Fun Facts About U.S. Interstate Signs
Why Interstate Signs Are Specific Colors
I enjoy driving more so than I do flying and I was driving to Washington, DC last year when I thought why don't we have interstate signs that are bright yellow, pink or black? There has to be a reason why our interstate signs have that particular color of green, yellow, brown and blue. Come to find out, there is a reason put forth by our Federal Highway Administration which published a Manual On Uniform Traffic Control Devices (MUTCD).
So here is the low down on the colors used on U.S. interstate signs:
- Green signs direct us to exits and lets us know how far we are from an exit as well as lets us know when interchanges are coming too. Green signs give us a diagram of the road ahead, like a highway split.
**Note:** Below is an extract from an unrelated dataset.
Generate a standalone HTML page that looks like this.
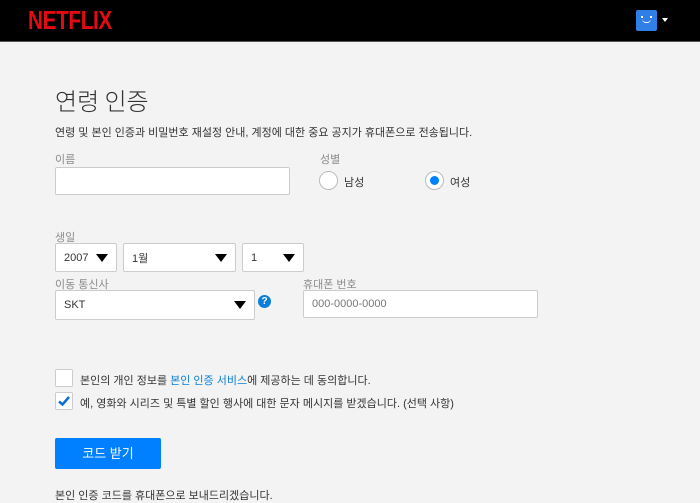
<!DOCTYPE html><html><head><meta charset="utf-8"><style>
*{margin:0;padding:0;box-sizing:border-box}
body{width:700px;height:500px;background:#f3f3f3;font-family:"Liberation Sans","Noto Sans CJK KR",sans-serif;position:relative;overflow:hidden;color:#333}
.a{position:absolute}
.hdr{left:0;top:0;width:700px;height:42px;background:#000;border-bottom:1px solid #555}
.logo{left:28px;top:5px;color:#e50914;font-family:"Liberation Sans Narrow","Liberation Sans",sans-serif;font-weight:bold;font-size:26px;transform:scaleX(.8);transform-origin:left;letter-spacing:-0.5px}
.lbl{font-size:11px;color:#8c8c8c}
.box{background:#fff;border:1px solid #ccc;border-radius:2px}
.sel{font-size:11px;color:#333;padding-left:8px;display:flex;align-items:center}
.tri{position:absolute;right:8px;top:50%;margin-top:-4px;border-left:6px solid transparent;border-right:6px solid transparent;border-top:8px solid #000}
.radio{width:19px;height:19px;border-radius:50%;background:#fff;border:1px solid #bbb}
.t{font-size:11px;color:#333}
</style></head><body>
<div class="a hdr"></div>
<div class="a logo">NETFLIX</div>
<div class="a" style="left:636px;top:10px;width:21px;height:21px;background:#2f7fe6;border-radius:2px">
<div class="a" style="left:5px;top:6px;width:2px;height:2px;background:#fff"></div>
<div class="a" style="left:14px;top:6px;width:2px;height:2px;background:#fff"></div>
<div class="a" style="left:6px;top:9px;width:9px;height:4px;border-bottom:1px solid #fff;border-radius:0 0 5px 5px"></div></div>
<div class="a" style="left:662px;top:18px;border-left:3px solid transparent;border-right:3px solid transparent;border-top:4px solid #fff"></div>

<div class="a" style="left:55px;top:82px;font-size:24px;color:#333;font-family:'Noto Sans CJK KR',sans-serif;font-weight:300">연령 인증</div>
<div class="a t" style="left:55px;top:124px">연령 및 본인 인증과 비밀번호 재설정 안내, 계정에 대한 중요 공지가 휴대폰으로 전송됩니다.</div>

<div class="a lbl" style="left:55px;top:151px">이름</div>
<div class="a box" style="left:55px;top:167px;width:235px;height:28px"></div>
<div class="a lbl" style="left:320px;top:151px">성별</div>
<div class="a radio" style="left:319px;top:171px"></div>
<div class="a t" style="left:344px;top:174px">남성</div>
<div class="a radio" style="left:425px;top:171px"><div class="a" style="left:4px;top:4px;width:9px;height:9px;border-radius:50%;background:#0080ff"></div></div>
<div class="a t" style="left:450px;top:174px">여성</div>

<div class="a lbl" style="left:55px;top:229px">생일</div>
<div class="a box sel" style="left:55px;top:243px;width:62px;height:29px">2007<span class="tri"></span></div>
<div class="a box sel" style="left:123px;top:243px;width:113px;height:29px">1월<span class="tri"></span></div>
<div class="a box sel" style="left:242px;top:243px;width:62px;height:29px">1<span class="tri"></span></div>

<div class="a lbl" style="left:55px;top:276px">이동 통신사</div>
<div class="a box sel" style="left:55px;top:290px;width:200px;height:30px">SKT<span class="tri"></span></div>
<div class="a" style="left:258px;top:295px;width:13px;height:13px;border-radius:50%;background:#0a7fd8;color:#fff;font-size:10px;font-weight:bold;text-align:center;line-height:13px">?</div>
<div class="a lbl" style="left:303px;top:276px">휴대폰 번호</div>
<div class="a box" style="left:303px;top:290px;width:235px;height:28px;font-size:11px;color:#777;padding:7px 0 0 8px">000-0000-0000</div>

<div class="a box" style="left:55px;top:369px;width:18px;height:18px"></div>
<div class="a t" style="left:80px;top:372px">본인의 개인 정보를 <span style="color:#0a7fd8">본인 인증 서비스</span>에 제공하는 데 동의합니다.</div>
<div class="a box" style="left:55px;top:392px;width:18px;height:18px"><svg width="16" height="16" viewBox="0 0 16 16" style="position:absolute;left:0;top:0"><path d="M3 8.5 L6.5 11.5 L13 4" stroke="#0a6fd8" stroke-width="2.5" fill="none"/></svg></div>
<div class="a t" style="left:80px;top:395px">예, 영화와 시리즈 및 특별 할인 행사에 대한 문자 메시지를 받겠습니다. (선택 사항)</div>

<div class="a" style="left:55px;top:438px;width:106px;height:31px;background:#0080ff;border-radius:2px;color:#fff;font-size:13px;text-align:center;line-height:31px">코드 받기</div>
<div class="a t" style="left:55px;top:487px">본인 인증 코드를 휴대폰으로 보내드리겠습니다.</div>
</body></html>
- Brown signs show items or points of interest, like a state park, campgrounds or a historic site.
- Blue signs let us know the services we can expect along the highway, like gas stations, eating places, recreational areas, hotels / motels and rest areas.
What Makes Interstate Signs Appear To Glow?
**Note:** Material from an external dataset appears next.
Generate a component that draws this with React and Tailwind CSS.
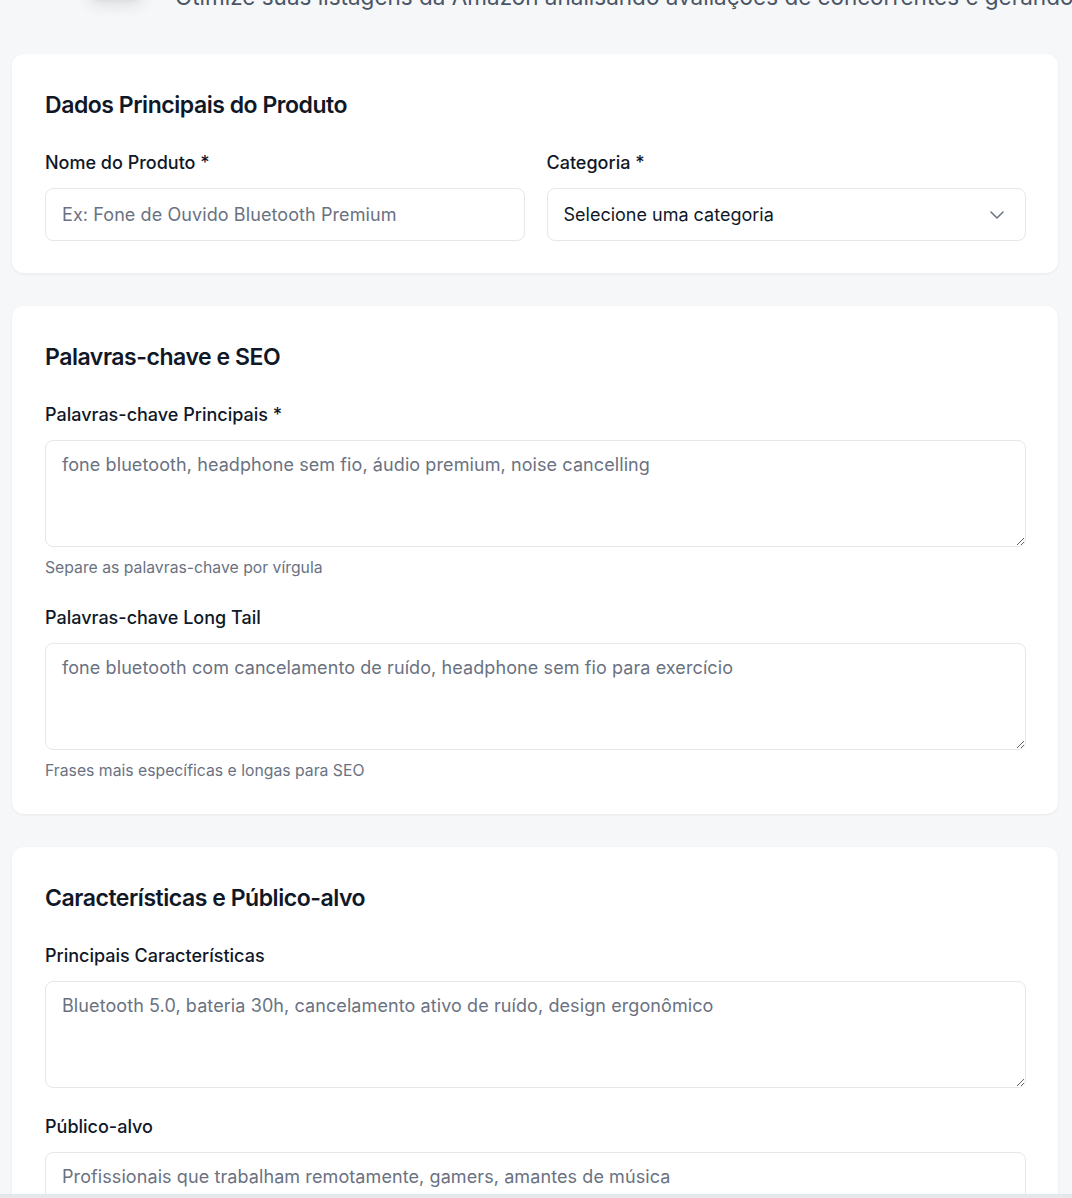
import { ChevronDown } from 'lucide-react'

function Field({ label, children, hint }) {
  return (
    <div>
      <label className="block text-[18px] leading-[26px] font-medium text-gray-900 mb-3">{label}</label>
      {children}
      {hint && <p className="mt-2.5 text-[15.75px] leading-[22px] text-gray-500">{hint}</p>}
    </div>
  )
}

function Area({ placeholder }) {
  return (
    <textarea
      rows={3}
      placeholder={placeholder}
      className="block w-full h-[107px] rounded-lg border border-gray-200 bg-white px-4 pt-2.5 pb-3 text-[18px] leading-[27px] tracking-[0.005em] text-gray-900 placeholder:text-gray-500 outline-none"
    />
  )
}

function Card({ title, children }) {
  return (
    <section className="rounded-xl bg-white shadow-[0_1px_3px_rgba(0,0,0,0.06)] pl-[33px] pr-8 pt-[35px] pb-8">
      <h2 className="text-[23px] leading-8 font-semibold tracking-[-0.02em] text-gray-900 mb-[29px]">{title}</h2>
      {children}
    </section>
  )
}

export default function App() {
  return (
    <div className="min-h-screen bg-[#f6f7f9] font-['Inter',sans-serif] overflow-hidden">
      <div className="flex items-start gap-[27px] pl-[84px] -mt-[66px] h-16">
        <div className="shrink-0 w-16 h-16 rounded-2xl bg-white shadow-lg" />
        <p className="mt-[47px] whitespace-nowrap text-[22.5px] leading-[31px] text-gray-600">Otimize suas listagens da Amazon analisando avaliações de concorrentes e gerando conteúdo otimizado</p>
      </div>

      <div className="ml-3 mr-[14px] mt-14 space-y-[33px]">
        <Card title="Dados Principais do Produto">
          <div className="grid grid-cols-2 gap-[22px]">
            <Field label="Nome do Produto *">
              <input
                placeholder="Ex: Fone de Ouvido Bluetooth Premium"
                className="block w-full h-[53px] rounded-lg border border-gray-200 bg-white px-4 text-[18px] tracking-[0.005em] text-gray-900 placeholder:text-gray-500 outline-none"
              />
            </Field>
            <Field label="Categoria *">
              <div className="flex items-center justify-between h-[53px] rounded-lg border border-gray-200 bg-white pl-4 pr-4 text-[18px] text-gray-900">
                <span>Selecione uma categoria</span>
                <ChevronDown className="w-6 h-6 text-gray-500" strokeWidth={1.5} />
              </div>
            </Field>
          </div>
        </Card>

        <Card title="Palavras-chave e SEO">
          <div className="space-y-[26px]">
            <Field label="Palavras-chave Principais *" hint="Separe as palavras-chave por vírgula">
              <Area placeholder="fone bluetooth, headphone sem fio, áudio premium, noise cancelling" />
            </Field>
            <Field label="Palavras-chave Long Tail" hint="Frases mais específicas e longas para SEO">
              <Area placeholder="fone bluetooth com cancelamento de ruído, headphone sem fio para exercício" />
            </Field>
          </div>
        </Card>

        <Card title="Características e Público-alvo">
          <div className="space-y-[26px]">
            <Field label="Principais Características">
              <Area placeholder="Bluetooth 5.0, bateria 30h, cancelamento ativo de ruído, design ergonômico" />
            </Field>
            <Field label="Público-alvo">
              <Area placeholder="Profissionais que trabalham remotamente, gamers, amantes de música" />
            </Field>
          </div>
        </Card>
      </div>
      <div className="fixed bottom-0 left-0 right-0 h-1 bg-gray-200" />
    </div>
  )
}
Have you noticed that the signs have a glow to them? This is especially apparent at night. Well guess what? A little reflective paint goes a long way. Reflective paint is not only used on interstate signs but it's used on fishing lures, license plates, golf balls and machinery indicators. There are thousands of little glass spheres put in paint so a lot of light can be reflected.
Reflective paint is also used on the small raised dots which separate highway lanes. These small dots are called "Botts' dots" and were developed by an engineer, Dr. Elbert Dysart Botts, who worked for the California Department of Transportation. Dr. Botts also created the epoxy used to secure the dots to the roads.
Cool Fact About North, South, East and West Interstate Numbers
My uncle was a truck driver and told me that odd numbered interstates run North and South and that even numbered interstates run East and West and he was correct.